Tempos atrás um prefeito quis desapropriar o imóvel, pagar a dívida trabalhista existente com antigos ferroviários e reativar a estação como centro de cultura. Entrou no meio, para empatar, uma empresa privada que ofereceu mais. Para facilitar e querendo ajudar a causa dos ferroviários, a prefeitura retirou o processo de desapropriação. No entanto, a empresa rolou, enrolou e caiu fora. Agora, está tudo estagnado, na estaca zero e o prédio ameaçado de ruir. O que será uma catástrofe, perda imensa. Passeando por ali, aturdido com as imagens do passado, com o apogeu que se foi, desolado, lembrei-me de algumas estações do Brasil que têm sido recuperadas e sobre as quais tenho falado neste espaço.

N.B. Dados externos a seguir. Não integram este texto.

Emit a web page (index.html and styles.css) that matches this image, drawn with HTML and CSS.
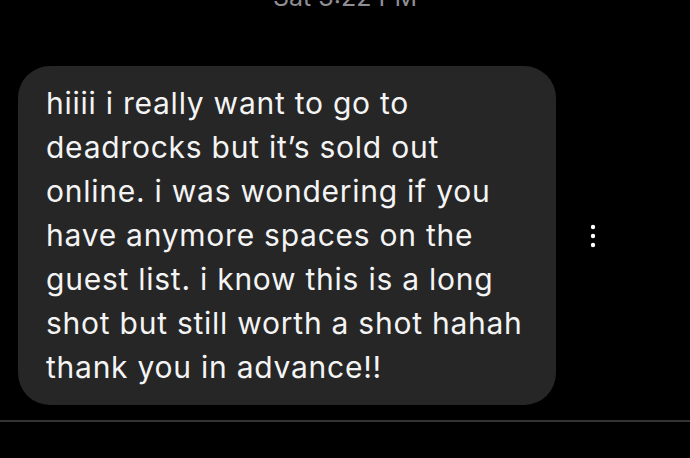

Como a de Araguari, em Minas Gerais, que retomou o estilo palaciano, que ostentou no passado. A estação de Bauru continua imponente, grandiosa, ainda que ferida. De repente, a nostalgia desapareceu, engolida pelo projeto de futuro. Por que não transformá-la em um museu ferroviário nacional, unindo-se prefeitura e empresas privadas da cidade? Tem espaço, atmosfera, ambiente, história, foi ponto de convergência fundamental, tem gente com muito amor e paixão disposta a dar o sangue, a trabalhar! Memória nacional que as ferrovias vêm exigindo. Será possível? Acho que sim!